START Given entries

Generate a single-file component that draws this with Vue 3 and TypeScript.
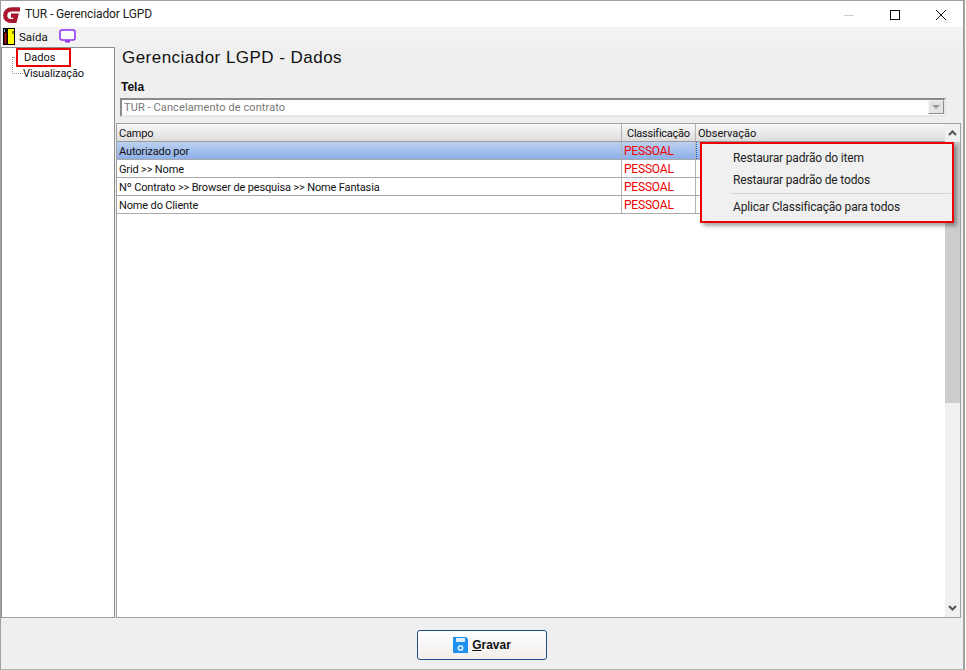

END Given entries
START Given entries

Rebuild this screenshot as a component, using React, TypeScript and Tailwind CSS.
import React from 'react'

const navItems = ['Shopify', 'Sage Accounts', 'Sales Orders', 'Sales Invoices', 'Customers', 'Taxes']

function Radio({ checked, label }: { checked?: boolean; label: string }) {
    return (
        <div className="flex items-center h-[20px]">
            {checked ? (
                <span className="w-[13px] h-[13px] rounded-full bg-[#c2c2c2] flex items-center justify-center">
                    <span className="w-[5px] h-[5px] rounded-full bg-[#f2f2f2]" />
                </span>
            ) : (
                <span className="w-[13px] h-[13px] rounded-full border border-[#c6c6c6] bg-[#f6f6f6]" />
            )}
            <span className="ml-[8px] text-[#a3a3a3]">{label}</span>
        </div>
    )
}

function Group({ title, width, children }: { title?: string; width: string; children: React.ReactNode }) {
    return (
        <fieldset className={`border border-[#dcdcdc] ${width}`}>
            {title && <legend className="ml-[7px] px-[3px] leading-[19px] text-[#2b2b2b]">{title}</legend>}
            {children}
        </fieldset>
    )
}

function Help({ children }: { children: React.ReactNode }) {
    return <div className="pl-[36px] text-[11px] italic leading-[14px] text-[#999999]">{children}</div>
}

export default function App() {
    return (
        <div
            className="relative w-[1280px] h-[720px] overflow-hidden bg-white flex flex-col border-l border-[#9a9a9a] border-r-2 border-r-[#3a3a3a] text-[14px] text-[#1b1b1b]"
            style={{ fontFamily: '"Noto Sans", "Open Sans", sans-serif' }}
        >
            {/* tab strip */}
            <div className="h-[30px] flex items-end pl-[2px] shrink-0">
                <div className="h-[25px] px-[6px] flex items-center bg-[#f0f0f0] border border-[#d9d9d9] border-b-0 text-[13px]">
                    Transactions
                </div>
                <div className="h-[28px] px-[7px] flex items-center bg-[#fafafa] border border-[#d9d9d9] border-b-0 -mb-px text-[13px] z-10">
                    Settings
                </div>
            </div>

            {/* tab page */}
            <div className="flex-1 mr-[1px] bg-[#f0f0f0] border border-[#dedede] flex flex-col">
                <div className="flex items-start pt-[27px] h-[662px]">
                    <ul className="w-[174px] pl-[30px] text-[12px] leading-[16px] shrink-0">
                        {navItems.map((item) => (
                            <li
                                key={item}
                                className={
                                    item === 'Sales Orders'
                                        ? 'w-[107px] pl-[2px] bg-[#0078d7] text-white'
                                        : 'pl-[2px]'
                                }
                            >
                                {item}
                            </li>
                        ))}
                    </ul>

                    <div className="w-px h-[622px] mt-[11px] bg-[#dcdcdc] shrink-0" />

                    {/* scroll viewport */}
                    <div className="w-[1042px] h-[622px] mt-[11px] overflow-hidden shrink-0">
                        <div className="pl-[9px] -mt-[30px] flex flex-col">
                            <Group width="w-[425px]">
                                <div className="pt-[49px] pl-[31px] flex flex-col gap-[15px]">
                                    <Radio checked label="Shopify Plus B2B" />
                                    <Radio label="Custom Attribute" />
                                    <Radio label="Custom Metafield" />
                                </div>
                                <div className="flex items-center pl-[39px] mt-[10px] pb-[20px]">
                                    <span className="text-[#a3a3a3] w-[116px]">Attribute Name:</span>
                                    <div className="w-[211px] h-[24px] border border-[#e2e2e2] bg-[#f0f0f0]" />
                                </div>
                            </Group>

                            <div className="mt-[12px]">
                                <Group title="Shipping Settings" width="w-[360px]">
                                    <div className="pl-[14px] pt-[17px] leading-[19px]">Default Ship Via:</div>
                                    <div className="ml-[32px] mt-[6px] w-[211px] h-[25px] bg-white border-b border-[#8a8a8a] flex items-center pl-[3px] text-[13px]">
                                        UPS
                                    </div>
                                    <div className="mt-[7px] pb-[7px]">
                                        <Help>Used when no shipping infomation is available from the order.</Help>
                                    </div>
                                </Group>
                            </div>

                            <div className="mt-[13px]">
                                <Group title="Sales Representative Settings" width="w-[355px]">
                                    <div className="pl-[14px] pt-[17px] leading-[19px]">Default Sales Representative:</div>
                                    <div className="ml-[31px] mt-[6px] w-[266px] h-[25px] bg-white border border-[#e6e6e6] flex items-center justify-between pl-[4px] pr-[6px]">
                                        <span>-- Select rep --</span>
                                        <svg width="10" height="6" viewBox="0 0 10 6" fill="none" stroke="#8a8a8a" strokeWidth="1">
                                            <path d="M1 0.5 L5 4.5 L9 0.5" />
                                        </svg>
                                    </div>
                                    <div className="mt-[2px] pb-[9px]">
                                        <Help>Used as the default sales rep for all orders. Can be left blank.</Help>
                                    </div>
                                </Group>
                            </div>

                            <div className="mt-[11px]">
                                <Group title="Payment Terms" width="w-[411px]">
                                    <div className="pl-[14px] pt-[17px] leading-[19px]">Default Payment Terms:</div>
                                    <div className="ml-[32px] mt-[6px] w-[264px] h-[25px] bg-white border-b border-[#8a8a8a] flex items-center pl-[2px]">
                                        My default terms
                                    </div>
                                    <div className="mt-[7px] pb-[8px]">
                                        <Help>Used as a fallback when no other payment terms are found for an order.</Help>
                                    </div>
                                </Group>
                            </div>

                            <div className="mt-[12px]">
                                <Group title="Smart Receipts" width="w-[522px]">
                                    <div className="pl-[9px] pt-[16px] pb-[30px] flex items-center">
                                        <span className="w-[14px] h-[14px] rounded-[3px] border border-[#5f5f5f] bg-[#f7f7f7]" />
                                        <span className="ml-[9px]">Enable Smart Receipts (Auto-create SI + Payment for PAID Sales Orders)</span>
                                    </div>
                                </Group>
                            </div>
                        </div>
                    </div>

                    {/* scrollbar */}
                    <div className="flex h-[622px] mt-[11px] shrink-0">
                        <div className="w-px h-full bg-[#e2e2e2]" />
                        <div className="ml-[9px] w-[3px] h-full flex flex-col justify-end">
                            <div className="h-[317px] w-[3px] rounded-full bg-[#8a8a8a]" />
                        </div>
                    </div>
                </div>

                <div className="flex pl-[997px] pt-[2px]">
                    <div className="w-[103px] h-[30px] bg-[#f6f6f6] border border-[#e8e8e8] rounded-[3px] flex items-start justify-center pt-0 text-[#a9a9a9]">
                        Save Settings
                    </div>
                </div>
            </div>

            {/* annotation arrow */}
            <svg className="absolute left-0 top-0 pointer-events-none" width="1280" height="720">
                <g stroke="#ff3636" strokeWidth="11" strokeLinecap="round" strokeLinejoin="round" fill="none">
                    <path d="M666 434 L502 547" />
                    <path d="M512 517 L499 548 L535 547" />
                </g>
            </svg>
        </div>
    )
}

END Given entries
START Given entries

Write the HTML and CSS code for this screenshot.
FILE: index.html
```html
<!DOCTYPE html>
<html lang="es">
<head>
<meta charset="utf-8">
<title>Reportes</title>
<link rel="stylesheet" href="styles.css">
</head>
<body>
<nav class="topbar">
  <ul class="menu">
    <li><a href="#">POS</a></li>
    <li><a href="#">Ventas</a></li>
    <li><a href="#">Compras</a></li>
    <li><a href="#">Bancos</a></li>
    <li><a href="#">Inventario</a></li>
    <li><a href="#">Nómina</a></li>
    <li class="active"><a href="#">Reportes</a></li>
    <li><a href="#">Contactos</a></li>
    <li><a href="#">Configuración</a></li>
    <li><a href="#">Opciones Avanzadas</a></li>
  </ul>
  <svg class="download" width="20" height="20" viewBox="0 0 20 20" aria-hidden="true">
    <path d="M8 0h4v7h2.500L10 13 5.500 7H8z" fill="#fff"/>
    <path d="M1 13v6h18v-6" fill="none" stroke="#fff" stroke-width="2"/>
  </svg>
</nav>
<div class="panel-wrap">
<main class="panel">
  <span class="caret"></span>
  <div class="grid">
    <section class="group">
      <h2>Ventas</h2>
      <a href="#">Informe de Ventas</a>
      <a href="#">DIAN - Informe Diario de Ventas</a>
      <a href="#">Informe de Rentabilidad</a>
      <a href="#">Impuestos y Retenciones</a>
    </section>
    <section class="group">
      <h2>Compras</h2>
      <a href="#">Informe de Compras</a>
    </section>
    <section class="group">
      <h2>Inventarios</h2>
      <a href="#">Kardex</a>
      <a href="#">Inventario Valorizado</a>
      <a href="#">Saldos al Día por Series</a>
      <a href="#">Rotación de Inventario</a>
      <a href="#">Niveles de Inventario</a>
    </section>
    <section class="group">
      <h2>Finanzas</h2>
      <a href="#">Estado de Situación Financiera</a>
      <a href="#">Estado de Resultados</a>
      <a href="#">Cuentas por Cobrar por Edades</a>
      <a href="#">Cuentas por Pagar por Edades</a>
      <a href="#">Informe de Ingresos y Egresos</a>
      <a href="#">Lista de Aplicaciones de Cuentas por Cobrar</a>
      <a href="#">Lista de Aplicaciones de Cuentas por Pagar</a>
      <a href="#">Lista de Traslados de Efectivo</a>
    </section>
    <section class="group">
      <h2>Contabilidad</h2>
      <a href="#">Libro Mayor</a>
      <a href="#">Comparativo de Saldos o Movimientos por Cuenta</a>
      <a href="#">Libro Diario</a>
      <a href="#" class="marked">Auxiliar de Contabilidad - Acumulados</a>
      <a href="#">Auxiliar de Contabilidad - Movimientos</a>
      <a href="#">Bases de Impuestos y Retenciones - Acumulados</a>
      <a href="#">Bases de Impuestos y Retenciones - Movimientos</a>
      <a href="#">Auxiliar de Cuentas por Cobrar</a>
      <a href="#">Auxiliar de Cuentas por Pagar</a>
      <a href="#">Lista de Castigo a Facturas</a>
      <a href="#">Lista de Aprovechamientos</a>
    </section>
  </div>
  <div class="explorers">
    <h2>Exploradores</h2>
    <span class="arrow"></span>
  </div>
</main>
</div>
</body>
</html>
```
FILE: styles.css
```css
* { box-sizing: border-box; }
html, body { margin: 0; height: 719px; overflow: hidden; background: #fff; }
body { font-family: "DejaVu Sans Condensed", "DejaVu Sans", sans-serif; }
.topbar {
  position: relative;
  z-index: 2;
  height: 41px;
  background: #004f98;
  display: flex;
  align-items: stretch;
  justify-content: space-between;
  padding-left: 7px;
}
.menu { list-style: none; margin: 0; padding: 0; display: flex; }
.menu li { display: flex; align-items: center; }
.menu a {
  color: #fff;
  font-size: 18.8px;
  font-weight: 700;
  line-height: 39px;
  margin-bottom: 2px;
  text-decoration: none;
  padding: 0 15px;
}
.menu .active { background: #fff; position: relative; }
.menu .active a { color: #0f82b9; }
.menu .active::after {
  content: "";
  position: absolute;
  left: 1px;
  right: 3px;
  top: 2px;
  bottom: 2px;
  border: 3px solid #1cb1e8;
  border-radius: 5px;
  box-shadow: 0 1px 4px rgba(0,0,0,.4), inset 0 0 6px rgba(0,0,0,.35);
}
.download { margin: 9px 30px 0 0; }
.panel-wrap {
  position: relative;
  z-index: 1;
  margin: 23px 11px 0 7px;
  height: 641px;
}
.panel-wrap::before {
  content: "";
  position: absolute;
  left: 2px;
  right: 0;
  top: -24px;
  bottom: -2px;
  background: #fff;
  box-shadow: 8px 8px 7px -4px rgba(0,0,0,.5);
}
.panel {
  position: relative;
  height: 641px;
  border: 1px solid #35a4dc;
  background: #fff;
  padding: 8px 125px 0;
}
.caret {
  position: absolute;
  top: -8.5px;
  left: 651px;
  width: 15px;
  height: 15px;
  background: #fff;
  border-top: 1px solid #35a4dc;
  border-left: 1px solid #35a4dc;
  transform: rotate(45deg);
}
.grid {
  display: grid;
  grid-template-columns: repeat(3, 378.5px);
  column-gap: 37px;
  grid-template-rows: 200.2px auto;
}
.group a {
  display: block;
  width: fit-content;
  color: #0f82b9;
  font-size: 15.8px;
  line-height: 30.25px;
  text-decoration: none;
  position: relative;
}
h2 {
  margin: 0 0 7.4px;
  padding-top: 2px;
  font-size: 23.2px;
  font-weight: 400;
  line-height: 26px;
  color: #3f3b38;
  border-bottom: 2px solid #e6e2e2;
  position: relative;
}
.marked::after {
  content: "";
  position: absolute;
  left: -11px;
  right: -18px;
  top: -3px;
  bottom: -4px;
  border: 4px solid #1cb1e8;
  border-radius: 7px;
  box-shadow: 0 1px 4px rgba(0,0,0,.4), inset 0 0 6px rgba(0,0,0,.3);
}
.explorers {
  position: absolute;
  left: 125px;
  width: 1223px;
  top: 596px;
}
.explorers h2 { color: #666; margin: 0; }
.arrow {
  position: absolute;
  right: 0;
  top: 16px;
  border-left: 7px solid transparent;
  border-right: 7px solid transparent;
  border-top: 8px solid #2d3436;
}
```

END Given entries

• Task instructions
Return the exact lines from the line with "Rebuild this screenshot" to the line with "const navItems = ['Shopify', 'Sage", inclusive of both, with nothing added.

• Result of the exercise
Rebuild this screenshot as a component, using React, TypeScript and Tailwind CSS.
import React from 'react'

const navItems = ['Shopify', 'Sage Accounts', 'Sales Orders', 'Sales Invoices', 'Customers', 'Taxes']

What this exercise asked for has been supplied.